Theresa felt her stomach sink. “Isn’t she here?”

“We thought she was with you.”

“No, I was going to … but I forgot because … she went for a walk, she said. Her Uncle Keith finally died, and she wanted to be alone.”

“Which way?”

“West. But you can’t…” Jody was already gone toward the barn to saddle his horse. A half moon, stars… all her boys could ride at night if they had to. Heart hammering, Theresa went inside.

How long?

They were back in an hour, Lillie seated on the horse, clutching the pommel desperately. Lillie, child of New York subways and a spaceship, had never learned to ride. Jody walked alongside, leading the horse. Theresa couldn’t help her image: Joseph and the pregnant Mary. None of her kids except Carlo would even recognize the icon.

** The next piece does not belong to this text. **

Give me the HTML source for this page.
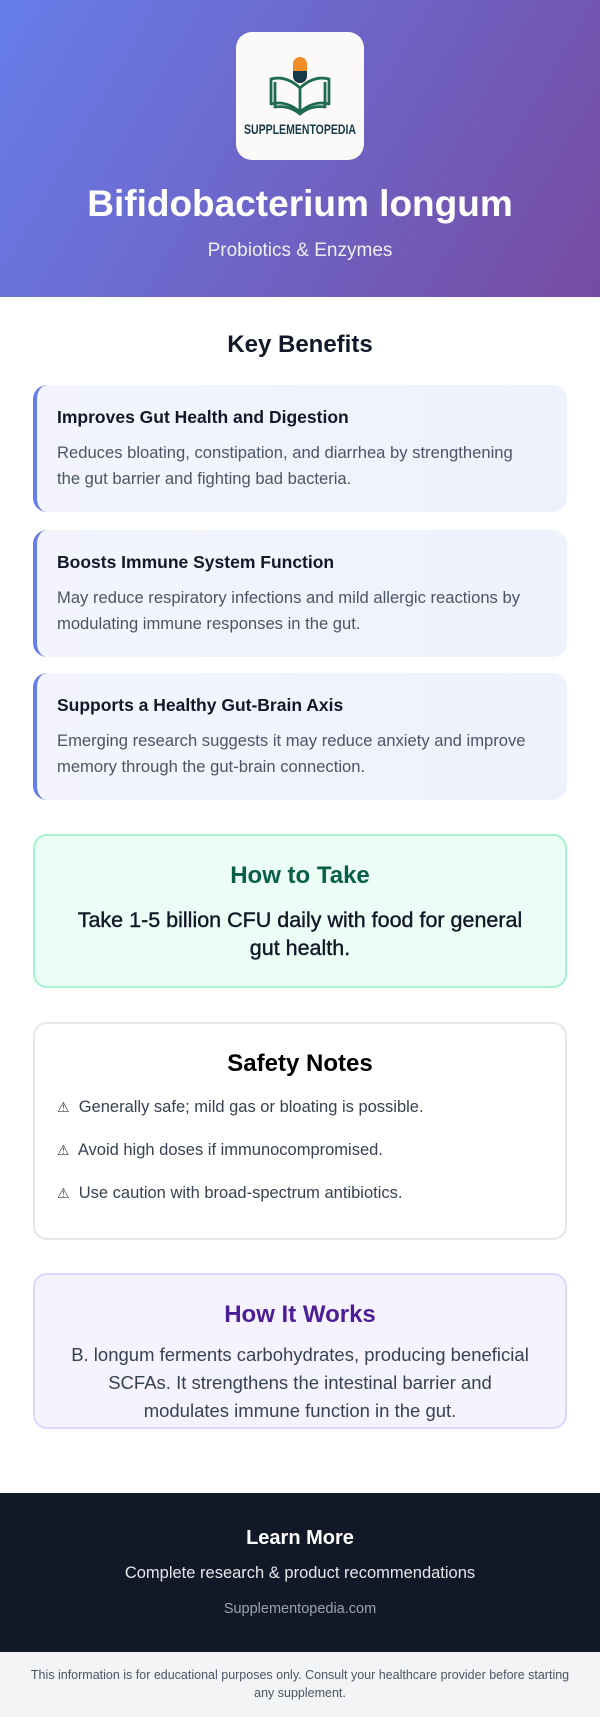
<!DOCTYPE html>
<html><head><meta charset="utf-8"><style>
*{box-sizing:border-box;margin:0;padding:0}
body{width:600px;height:1717px;font-family:"Liberation Sans",sans-serif;background:#fff;color:#1f2937;position:relative;overflow:hidden}
.hdr{position:absolute;left:0;top:0;width:600px;height:297px;background:linear-gradient(120deg,#667eea,#764ba2);text-align:center;color:#fff}
.logo{position:absolute;left:236px;top:32px;width:128px;height:128px;background:#fcfaf8;border-radius:16px}
.hdr h1{position:absolute;top:183px;width:100%;font-size:37px;font-weight:bold}
.hdr p{position:absolute;top:240px;width:100%;font-size:19px;color:#eee}
.abs{position:absolute}
.kb{top:331px;width:100%;text-align:center;font-size:24px;font-weight:bold;color:#111827}
.card{left:33px;width:534px;height:127px;background:linear-gradient(90deg,#f3f4ff,#eef2fc);border-left:4px solid #667eea;border-radius:14px;padding:22px 28px 22px 20px}
.card h3{font-size:17.5px;color:#111827;margin-bottom:12px}
.card p{font-size:16.6px;line-height:26px;color:#4b5563}
.box{left:33px;width:534px;border-radius:14px;text-align:center}
.box h2{font-size:24px;font-weight:bold}
</style></head><body>
<div class="hdr">
<div class="logo">
<svg width="128" height="128" viewBox="0 0 128 128">
<rect x="57" y="25" width="14" height="26" rx="7" fill="#f28c28"/>
<path d="M57 39h14v5a7 7 0 0 1-14 0z" fill="#163a4a"/>
<g fill="none" stroke="#1f6b4f" stroke-width="2.8" stroke-linejoin="round">
<path d="M64 80 Q50 68 35 72 V47 Q50 43 64 56 Q78 43 93 47 V72 Q78 68 64 80z"/>
<path d="M39 50 V75 Q53 73 64 82 Q75 73 89 75 V50"/>
<path d="M64 56 V80"/>
</g>
<text x="64" y="102" text-anchor="middle" font-family="Liberation Sans" font-weight="bold" font-size="14" fill="#163a4a" textLength="112" lengthAdjust="spacingAndGlyphs">SUPPLEMENTOPEDIA</text>
</svg>
</div>
<h1>Bifidobacterium longum</h1>
<p>Probiotics &amp; Enzymes</p>
</div>
<div class="abs kb">Key Benefits</div>
<div class="abs card" style="top:385px"><h3>Improves Gut Health and Digestion</h3><p>Reduces bloating, constipation, and diarrhea by strengthening the gut barrier and fighting bad bacteria.</p></div>
<div class="abs card" style="top:530px"><h3>Boosts Immune System Function</h3><p>May reduce respiratory infections and mild allergic reactions by modulating immune responses in the gut.</p></div>
<div class="abs card" style="top:673px"><h3>Supports a Healthy Gut-Brain Axis</h3><p>Emerging research suggests it may reduce anxiety and improve memory through the gut-brain connection.</p></div>
<div class="abs box" style="top:834px;height:154px;background:#ecfdf5;border:2px solid #a7f3d0;padding:26px 34px">
<h2 style="color:#065f46">How to Take</h2>
<p style="font-size:21.5px;line-height:28px;color:#111827;margin-top:16px;-webkit-text-stroke:0.4px #111827">Take 1-5 billion CFU daily with food for general gut health.</p></div>
<div class="abs box" style="top:1022px;height:218px;background:#fff;border:2px solid #e5e7eb;padding:26px 22px 0">
<h2 style="color:#000">Safety Notes</h2>
<div style="text-align:left;font-size:16.5px;color:#374151;margin-top:20px">
<p style="margin-bottom:24px"><span style="font-size:14px">⚠</span>&nbsp; Generally safe; mild gas or bloating is possible.</p>
<p style="margin-bottom:24px"><span style="font-size:14px">⚠</span>&nbsp; Avoid high doses if immunocompromised.</p>
<p><span style="font-size:14px">⚠</span>&nbsp; Use caution with broad-spectrum antibiotics.</p></div></div>
<div class="abs box" style="top:1273px;height:156px;background:#f5f3ff;border:2px solid #ddd6fe;padding:26px 32px">
<h2 style="color:#4c1d95">How It Works</h2>
<p style="font-size:18.5px;line-height:28px;color:#374151;margin-top:12px">B. longum ferments carbohydrates, producing beneficial SCFAs. It strengthens the intestinal barrier and modulates immune function in the gut.</p></div>
<div class="abs" style="top:1493px;left:0;width:600px;height:159px;background:#111827;text-align:center;color:#fff">
<div style="margin-top:34px;font-size:20px;font-weight:bold">Learn More</div>
<div style="margin-top:14px;font-size:16.5px;color:#e5e7eb">Complete research &amp; product recommendations</div>
<div style="margin-top:18px;font-size:14.5px;color:#9ca3af">Supplementopedia.com</div></div>
<div class="abs" style="top:1652px;left:0;width:600px;height:65px;background:#f3f4f6;text-align:center;font-size:12.5px;line-height:18px;color:#4b5563;padding:14px 22px">This information is for educational purposes only. Consult your healthcare provider before starting any supplement.</div>
</body></html>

“She’s fine,” Jody called. “But, Mom, we’ve got trouble.” Inside, he told them: a large band of refugees camped by the arroyo a mile to the west. Lillie had seen them before they’d seen her, and had caught the glint of moonlight on guns. She’d been starting back when Jody found her. He’d taken a closer look with night-vision binoculars.

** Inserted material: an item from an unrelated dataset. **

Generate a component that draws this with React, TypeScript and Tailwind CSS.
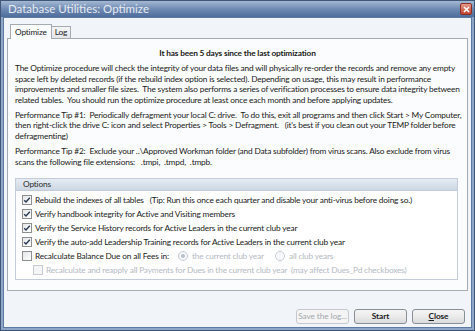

“They have at least one shoulder-mounted missile launcher. Military, looks like. About thirty men and women, no kids that I saw. Military tents. This is no ragtag bunch of migrants, Mom.”

No. Theresa knew what it was. How had they escaped it this long, so many years, with the land growing more arable and desirable and prosperous? Dumb luck, she guessed.

She said quietly, “Lillie, take the other girls into the bedroom. You go, too, Sam and Alex and Rafe.”

“No,” Rafe said.

Theresa looked at him. She remembered him as a skinny, intrusive, intelligent nerd, and he still was. She almost tended to forget that he and Alex (but not Sam, noisy as ever) were around, so completely had they become her sons’ responsibility.

Rafe said, “We’re in this together. You said so over and over, Theresa. Whatever you’re going to do, tell us.”

“All right!” Theresa snapped. Rafe wasn’t the problem, anyway. Scott was.

She continued, “We have a few guns and ammunition and five people who can shoot. Nowhere near enough to stand against what Jody and Lillie saw. We’ve known that for a while. But we also have something else, something left over from before you came back, Rafe. A bioweapon.”

Scott jerked in his chair, rose to his feet.

“It’s an engineered virus,” Theresa said steadily. “Ten built-in replications after release before the terminator gene kicks in. Airborne. Lethal within five minutes.”

“Jesus God, Theresa!”

“Scott, don’t lecture me. Just don’t. I knew this day would come eventually, and when I had the chance to buy this stuff left over from the war, I did. I’m not letting all of you die because I’m too squeamish. That would be like being presented with a choice and choosing them to live, not us.”

Her knees trembled. Yes, she’d known this day would come, but she’d dreaded its coming, too. Thirty men and women … who would kill without any trembling. Remember that. At least there were no children with them. She hoped.

Theresa looked at the faces around the room. The rains had tapered off and the solar panels generated every clear day, but she tended to store the power or use it for farm needs. Candlelight flickered shadows around the room so that she saw a cheekbone here, a chin there. But it seemed to Theresa that she could see all their eyes, every pair. Shocked, frightened, impassive, angry.